The need to devise a damage repair solution for your SaaS business is greater than ever. This post will throw light on some insights and tips to prepare a concise and flexible disaster recovery plan.
Business Impact Analysis
The first step in crafting a disaster recovery plan is to perform an assessment of your current scenario. Especially your virtualized environment and how many people are involved in your service. A business impact analysis focuses on possible external factors that can affect work, as well as natural calamities. Then there are risk and severity levels that range from a minor power outage to a tornado raging through your location.
Hackers plan and launch an attack in every 39 seconds, 2244 times each day. Eyeing each possible situation helps you weigh your resources and keep everyone educated. While preparing a risk assessment, take into account all available records as well as past situations. Company’s records of past events, local list of calamities and experience of stakeholders are some good places to start.
Paperwork is tedious, but it is also important in times of crisis. You can say that detailed documentation of your disaster recovery plan is never going to be useless. For companies with multiple hierarchies and stakeholders, documenting a plan will keep everyone on the same page. Essentially, a disaster recovery planning document includes tactics and aims of your plan. It lists in detail the roles of key people involved and any emergency contacts. One look at this document and you should be able to know who what will do if a calamity befalls your organization.
The most important thing to be documented is permissions. People leading the company in times of crisis should have the necessary permissions to make decisions. In crunch situations, every sensible decision can make a huge difference. Make sure that your recovery plan includes permissions.
Use DUMB to keep everyone in the loop
Cyber-attacks are serious, but it is the little malpractices that can add up to a big disaster. The most common entryways for thieves and hackers are your employees or client accounts. Leaving your computer unattended in a public place or not logging off a public station are some examples. Experts believe that 80 percent of these problems can be avoided by getting cyber hygiene correct. Moreover, education is more important to deal with the advanced nature of disasters. Phishing and scams trick many people every year, but it should not happen to anyone in your SaaS company.

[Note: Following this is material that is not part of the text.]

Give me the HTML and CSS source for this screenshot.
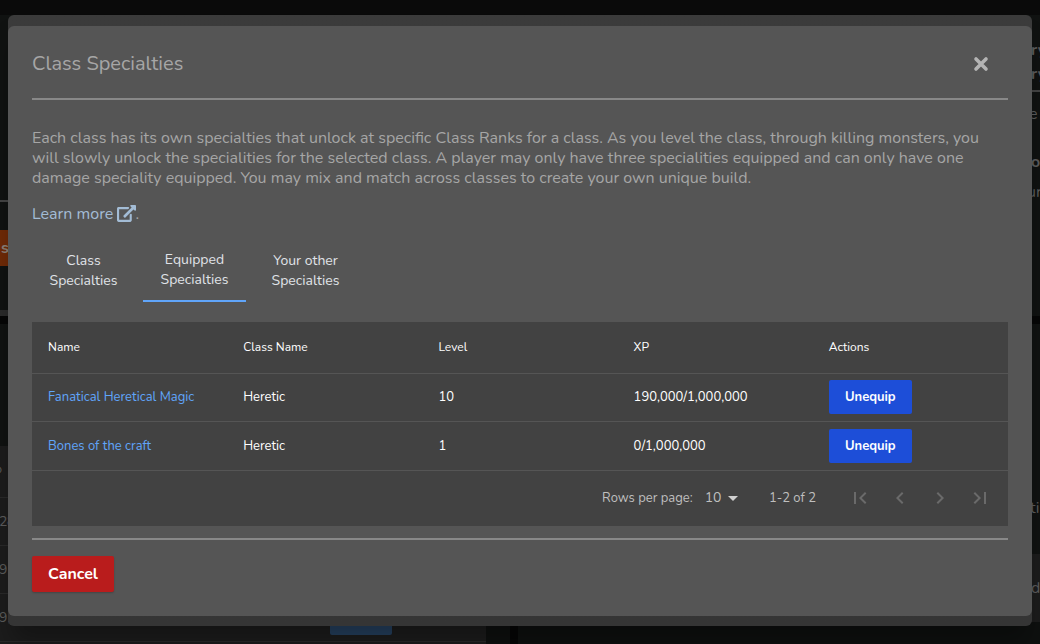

One method of making disaster recovery plan clearer is DUMB. DUMB stands for Doable, Understandable, Manageable, and Beneficial processes to keep team members in the clear. It is critical to include a general review of metrics in the cyber security world. You can educate people on Malwares, DoS, DDoS, Phishing, Passwords, and Drive-by attacks. You can never eradicate the possibility of mistake, but employee and client education workshops can minimize the danger.
Consider the cloud
DRaaS (disaster recovery as a service) is a real thing. Most DRaaS solutions work in a specific way; some provide virtualization to keep a copy of users’ applications and servers, while others provide cloud-based recovery and backup, while data is copied to “virtualized failover systems.” DRaaS has multiple benefits including enhanced simplicity, reduced recovery expense and minimum IT resources required.
Don’t forget to devise a communication plan
One of the keys to SaaS disaster planning effectiveness is to establish a plan of communication. Evaluate who needs to be informed and the best channel to reach those personnel. Since SaaS companies already use apps like Slack and RingCentral, it’s not that hard to create a notification system which will send incident response reminders and other similar messages if the corporate system goes down.

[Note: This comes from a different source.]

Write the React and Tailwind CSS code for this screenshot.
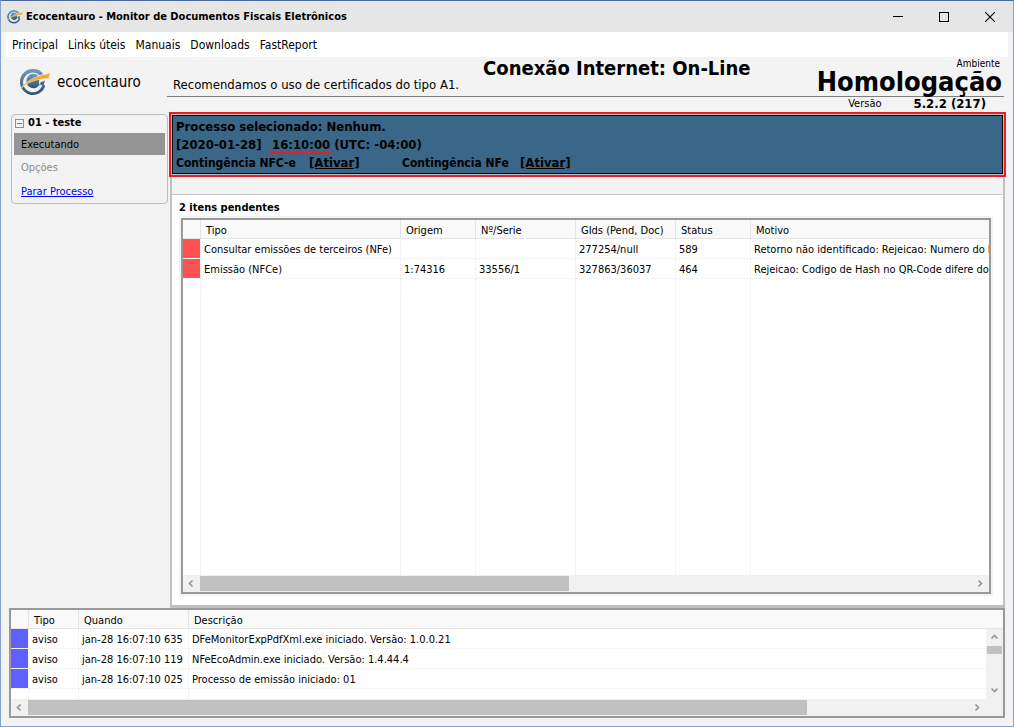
import React from "react";

function Logo({ className }) {
  return (
    <svg viewBox="0 0 30 27" className={className} aria-hidden="true">
      <defs>
        <linearGradient id="ring" x1="0" y1="0" x2="0" y2="1">
          <stop offset="0" stopColor="#6f9cc0" />
          <stop offset="1" stopColor="#2b5374" />
        </linearGradient>
      </defs>
      <path
        d="M13 0A13 13 0 1 0 25.300 17L22.600 14.500A9.800 9.800 0 1 1 19.500 6.200L23.500 5.200A13 13 0 0 0 13 0z"
        fill="url(#ring)"
      />
      <path d="M19.600 8.200A7.200 7.200 0 1 0 20.600 13.200L25 11.500Q24.500 15 22.500 16.500L19 15z" fill="url(#ring)" />
      <path d="M0 20.200C6 12.500 14 7 30.300 4.200L28.800 9.400C17 9.600 8 13 0 20.200z" fill="#f9a825" stroke="#f3f3f3" strokeWidth="0.500" />
    </svg>
  );
}

function Chevron({ direction }) {
  const paths = {
    left: "M5.500 1.500 2.500 4.500l3 3",
    right: "M2.500 1.500l3 3-3 3",
    up: "M1.500 5.500l3-3 3 3",
    down: "M1.500 2.500l3 3 3-3",
  };
  return (
    <svg viewBox="0 0 9 9" className="h-[9px] w-[9px]" aria-hidden="true">
      <path d={paths[direction]} fill="none" stroke="#979797" strokeWidth="1.700" />
    </svg>
  );
}

function ArrowButton({ direction, label }) {
  return (
    <button
      type="button"
      aria-label={label}
      className="flex h-[17px] w-[17px] shrink-0 items-center justify-center"
    >
      <Chevron direction={direction} />
    </button>
  );
}

function HorizontalBar({ thumb, corner }) {
  return (
    <div className={`flex h-[17px] shrink-0 items-center bg-[#f1f1f1] ${corner ? "pr-[17px]" : ""}`}>
      <ArrowButton direction="left" label="Rolar para a esquerda" />
      <div className="h-[15px] min-w-0 flex-1">
        <div className="h-full bg-[#c1c1c1]" style={{ width: thumb }} />
      </div>
      <ArrowButton direction="right" label="Rolar para a direita" />
    </div>
  );
}

function Grid({ label, columns, rows, marker, children, thumb }) {
  const head = "h-[19px] border-b border-[#e5e5e5] bg-[#f9f9f9] p-0 pl-[5px] pt-[3px] text-left font-normal";
  const cell = "border-b border-dotted border-[#ebebeb] p-0 pl-[3px] pt-0.5";
  return (
    <div className="flex min-h-0 min-w-0 flex-1 flex-col border-2 border-[#999999] bg-white">
      <div className="flex min-h-0 flex-1 overflow-hidden">
        <table
          aria-label={label}
          className="h-full w-full table-fixed border-separate border-spacing-0 whitespace-nowrap text-[11px] leading-[14px]"
        >
          <thead>
            <tr>
              <th className="h-[19px] w-[18px] border-b border-r border-[#e5e5e5] bg-[#f9f9f9] p-0" />
              {columns.map((c, i) => (
                <th
                  key={c.name}
                  className={`${head} ${c.width} ${i < columns.length - 1 ? "border-r" : ""}`}
                >
                  {c.name}
                </th>
              ))}
            </tr>
          </thead>
          <tbody>
            {rows.map((row, r) => (
              <tr key={r}>
                <td
                  className={`h-[20px] border-b border-r border-dotted border-[#ebebeb] bg-clip-padding p-0 ${marker}`}
                />
                {row.map((v, i) => (
                  <td
                    key={i}
                    className={`h-[20px] overflow-hidden ${cell} ${i < row.length - 1 ? "border-r" : ""}`}
                  >
                    {v}
                  </td>
                ))}
              </tr>
            ))}
            <tr aria-hidden="true">
              <td className="border-r border-dotted border-[#ebebeb] p-0" />
              {columns.map((c, i) => (
                <td
                  key={c.name}
                  className={`border-dotted border-[#ebebeb] p-0 ${i < columns.length - 1 ? "border-r" : ""}`}
                />
              ))}
            </tr>
          </tbody>
        </table>
        {children}
      </div>
      <HorizontalBar thumb={thumb} corner={Boolean(children)} />
    </div>
  );
}

const pendingColumns = [
  { name: "Tipo", width: "w-[200px]" },
  { name: "Origem", width: "w-[75px]" },
  { name: "Nº/Serie", width: "w-[100px]" },
  { name: "GIds (Pend, Doc)", width: "w-[100px]" },
  { name: "Status", width: "w-[75px]" },
  { name: "Motivo", width: "" },
];

const pendingRows = [
  [
    "Consultar emissões de terceiros (NFe)",
    "",
    "",
    "277254/null",
    "589",
    "Retorno não identificado: Rejeicao: Numero do N",
  ],
  [
    "Emissão (NFCe)",
    "1:74316",
    "33556/1",
    "327863/36037",
    "464",
    "Rejeicao: Codigo de Hash no QR-Code difere do",
  ],
];

const logColumns = [
  { name: "Tipo", width: "w-[50px]" },
  { name: "Quando", width: "w-[110px]" },
  { name: "Descrição", width: "" },
];

const logRows = [
  ["aviso", "jan-28 16:07:10 635", "DFeMonitorExpPdfXml.exe iniciado. Versão: 1.0.0.21"],
  ["aviso", "jan-28 16:07:10 119", "NFeEcoAdmin.exe iniciado. Versão: 1.4.44.4"],
  ["aviso", "jan-28 16:07:10 025", "Processo de emissão iniciado: 01"],
];

function TitleBar() {
  return (
    <div className="flex h-[31px] shrink-0 items-center bg-[#e6e6e6] pl-1.5">
      <Logo className="h-[14px] w-[16px]" />
      <h1 className="ml-[3px] pt-0.5 text-[11px] font-bold">
        Ecocentauro - Monitor de Documentos Fiscais Eletrônicos
      </h1>
      <div className="ml-auto flex h-full">
        <button type="button" aria-label="Minimizar" className="flex w-[46px] items-center justify-center">
          <svg viewBox="0 0 10 10" className="h-[10px] w-[10px]" shapeRendering="crispEdges">
            <path d="M0 4.500h10" stroke="#000" fill="none" />
          </svg>
        </button>
        <button type="button" aria-label="Maximizar" className="flex w-[46px] items-center justify-center">
          <svg viewBox="0 0 10 10" className="h-[10px] w-[10px]" shapeRendering="crispEdges">
            <path d="M.5.5h9v9h-9z" stroke="#000" fill="none" />
          </svg>
        </button>
        <button type="button" aria-label="Fechar" className="flex w-[46px] items-center justify-center">
          <svg viewBox="0 0 10 10" className="h-[10px] w-[10px]">
            <path d="M0 0l10 10M10 0 0 10" stroke="#000" strokeWidth="1.100" fill="none" />
          </svg>
        </button>
      </div>
    </div>
  );
}

function Header() {
  return (
    <header className="flex h-[55px] shrink-0 pl-[19px]">
      <div className="flex w-[147px] shrink-0 items-center gap-[7px] pb-1">
        <Logo className="h-[27px] w-[30px]" />
        <span className="text-[15px]">ecocentauro</span>
      </div>
      <div className="mr-[9px] flex min-w-0 flex-1 flex-col whitespace-nowrap">
        <div className="flex h-[40px] border-b border-[#7f7f7f] pl-1.5">
          <p className="self-end pb-0.5 text-[13px] leading-[18px]">
            Recomendamos o uso de certificados do tipo A1.
          </p>
          <p className="ml-6 text-[20px] font-bold leading-[22px]">Conexão Internet: On-Line</p>
          <div className="ml-auto flex flex-col items-end pr-0.5">
            <span className="pr-0.5 text-[10px] leading-[14px]">Ambiente</span>
            <strong className="text-[27px] leading-[22px]">Homologação</strong>
          </div>
        </div>
        <div className="flex items-center justify-end gap-8 pr-[18px] leading-[14px]">
          <span className="text-[11px]">Versão</span>
          <strong className="text-[13px]">5.2.2 (217)</strong>
        </div>
      </div>
    </header>
  );
}

function Sidebar() {
  return (
    <aside className="mr-px mt-0.5 h-[90px] w-[157px] shrink-0 rounded border border-[#bdbdbd] px-0.5">
      <div className="flex h-[18px] items-center gap-1 pb-0.5">
        <button
          type="button"
          aria-label="Recolher"
          className="ml-px flex h-[9px] w-[9px] items-center justify-center border border-[#8f8f8f]"
        >
          <span className="h-px w-[5px] bg-[#777777]" />
        </button>
        <strong className="text-[11px]">01 - teste</strong>
      </div>
      <ul className="text-[11px]">
        <li className="flex h-[22px] items-center bg-[#959595] pl-[7px] pt-0.5">Executando</li>
        <li className="flex h-6 items-center pl-[7px] pt-[3px] text-[#8c8c8c]">Opções</li>
        <li className="flex h-6 items-center pl-[7px] pt-[3px]">
          <a href="#parar" className="text-[#0000ff] underline">
            Parar Processo
          </a>
        </li>
      </ul>
    </aside>
  );
}

function StatusPanel() {
  return (
    <div className="border-2 border-[#ed1c24] bg-[#c0c0c0] p-px">
      <div className="whitespace-pre border border-black bg-[#3a6687] pb-px pl-[3px] pt-0.5 text-[13px] font-bold leading-[18px]">
        <p>Processo selecionado: Nenhum.</p>
        <p className="flex">
          <span className="w-[96px]">[2020-01-28]</span>
          <span className="relative mr-1">
            16:10:00
            <span className="absolute -left-0.5 -right-0.5 bottom-0 h-0.5 bg-[#ed1c24]" />
          </span>
          <span>(UTC: -04:00)</span>
        </p>
        <p className="flex">
          <span className="w-[133px] text-[12px]">Contingência NFC-e</span>
          <a href="#nfce" className="w-[93px]">
            <span className="underline">[Ativar]</span>
          </a>
          <span className="w-[118px] text-[12px]">Contingência NFe</span>
          <a href="#nfe" className="underline">
            [Ativar]
          </a>
        </p>
      </div>
    </div>
  );
}

export default function App() {
  return (
    <div className="flex h-screen flex-col overflow-hidden border border-[#84a1cf] border-t-[#4a6a9b] bg-[#f3f3f3] font-['DejaVu_Sans_Condensed','DejaVu_Sans',sans-serif] text-black">
      <TitleBar />
      <nav className="mx-[5px] flex h-[25px] shrink-0 items-center gap-2.5 bg-white pl-1.5 text-[12px]">
        {["Principal", "Links úteis", "Manuais", "Downloads", "FastReport"].map((m) => (
          <button key={m} type="button">
            {m}
          </button>
        ))}
      </nav>
      <Header />
      <main className="mx-2 flex min-h-0 flex-1 flex-col pb-2">
        <div className="flex min-h-0 flex-1 pl-0.5">
          <Sidebar />
          <section className="-mr-px flex min-w-0 flex-1 flex-col">
            <StatusPanel />
            <div className="mx-px flex min-h-0 flex-1 flex-col border-x-2 border-b-[3px] border-[#c0c0c0] pt-[17px]">
              <div className="flex min-h-0 flex-1 flex-col border-t border-[#c8c8c8] bg-white px-1.5 pb-[9px]">
                <h2 className="pl-px pt-1 text-[11px] font-bold leading-[17px]">2 itens pendentes</h2>
                <div className="ml-px mr-1 flex min-h-0 flex-1 border-2 border-[#f3f3f3]">
                  <Grid
                    label="Itens pendentes"
                    columns={pendingColumns}
                    rows={pendingRows}
                    marker="bg-[#ff5151]"
                    thumb="47.800%"
                  />
                </div>
              </div>
            </div>
          </section>
        </div>
        <section className="flex h-[110px] shrink-0">
          <Grid
            label="Avisos"
            columns={logColumns}
            rows={logRows}
            marker="bg-[#6060ff]"
            thumb="82.800%"
          >
            <div className="flex w-[17px] shrink-0 flex-col">
              <div className="h-[19px] border-b border-[#e5e5e5] bg-[#f9f9f9]" />
              <div className="flex flex-1 flex-col bg-[#f1f1f1]">
                <ArrowButton direction="up" label="Rolar para cima" />
                <div className="mx-px h-2 bg-[#c1c1c1]" />
                <div className="flex-1" />
                <ArrowButton direction="down" label="Rolar para baixo" />
              </div>
            </div>
          </Grid>
        </section>
      </main>
    </div>
  );
}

It’s also a good idea to create a communication tree as the organization focuses on re-establishing communication systems that allow for collaborative incident response efforts.
Once you have a solution in place, it is time to test it. Most of us are aware of fire drills that start all of a sudden in the building and ask us to comply. Tests in the SaaS world are ever so important because you are dealing with an infinite abyss of possibilities called the internet. The only way to achieve perfection in your plan is by constantly testing your recovery plan. Internet’s nature is fast-paced and if you provide a technology, latest trends come into the picture.
At any day, you must be confident to say that you have a smooth-functioning disaster recovery plan in place. Testing is not a one-off thing; it is a process that will keep going on. Repeating the recovery process makes the key players more alert and aware of the serious nature of internet incidents.
Put resilience at the front
Resilience should be prioritized as a guiding principle in a SaaS company. Ensuring your IT infrastructure is capable to survive in testing times comes down to a combination of services and technologies that both minimize the risk of failure and provide support to the business. The most important step to take is to prevent single points of failure from showing up. For example, if a key application can only function from one, exclusive server, that’s a weak spot right there.
So, as part of your SaaS disaster recovery planning, evaluate the resilience of both your software and hardware in the organization to see if anything could be improved. Backup generators, servers, and failover connectivity can all help minimize failure-related risks.
The bottom line
While we hope with utmost sincerity that something like this does not happen to our company, risks loom around. In the world of SaaS disaster recovery, you need to back-up even your back-ups. Make sure that your critical response team is up and doing in a minute. Moreover, every key player must also have a shadow member. Communication and alertness are key skills which come in handy when things go haywire. With worldwide attacks on the rise, every SaaS solution provider must have a detailed disaster recovery plan.